🤖 AI Summary
To address the weak generalization capability and strong data dependency of Large Language Model-based Dense Retrieval (LLM-DR) across multi-source heterogeneous tasks, this paper proposes task-level Distributionally Robust Optimization (tDRO). It is the first work to introduce distributionally robust optimization into LLM-DR fine-tuning, featuring a learnable, task-level weighting parameterization mechanism coupled with a joint update strategy that scales domain-wise gradients—explicitly modeling cross-domain generalization. The method dynamically reweights task-specific data distributions in an end-to-end manner, enhancing robustness in cross-domain retrieval. Evaluated on mainstream large-scale retrieval benchmarks, tDRO consistently improves retrieval performance; under comparable effectiveness, it reduces training data requirements by up to 30%. Moreover, tDRO is model-agnostic and compatible with LLM-DR architectures of varying scales.
📝 Abstract
Large Language Model-based Dense Retrieval (LLM-DR) optimizes over numerous heterogeneous fine-tuning collections from different domains. However, the discussion about its training data distribution is still minimal. Previous studies rely on empirically assigned dataset choices or sampling ratios, which inevitably lead to sub-optimal retrieval performances.
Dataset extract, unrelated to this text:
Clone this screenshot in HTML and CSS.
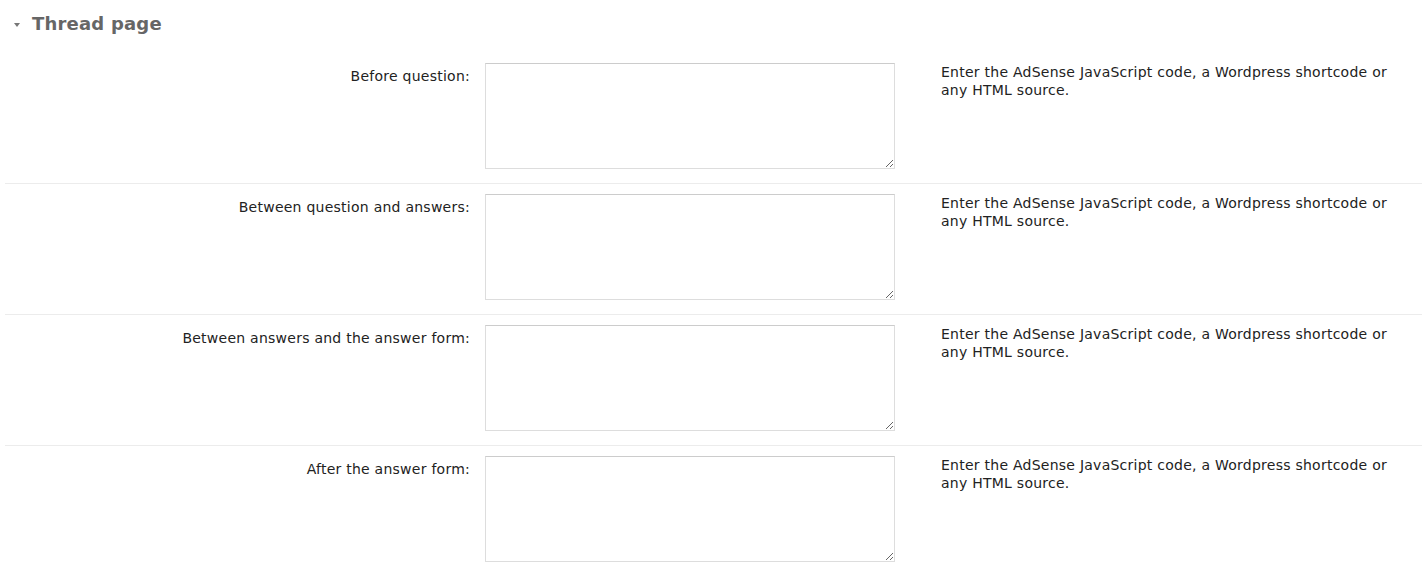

In this paper, we propose a new task-level Distributionally Robust Optimization (tDRO) algorithm for LLM-DR fine-tuning, targeted at improving the universal domain generalization ability by end-to-end reweighting the data distribution of each task. The tDRO parameterizes the domain weights and updates them with scaled domain gradients. The optimized weights are then transferred to the LLM-DR fine-tuning to train more robust retrievers. Experiments show optimal improvements in large-scale retrieval benchmarks and reduce up to 30% dataset usage after applying our optimization algorithm with a series of different-sized LLM-DR models.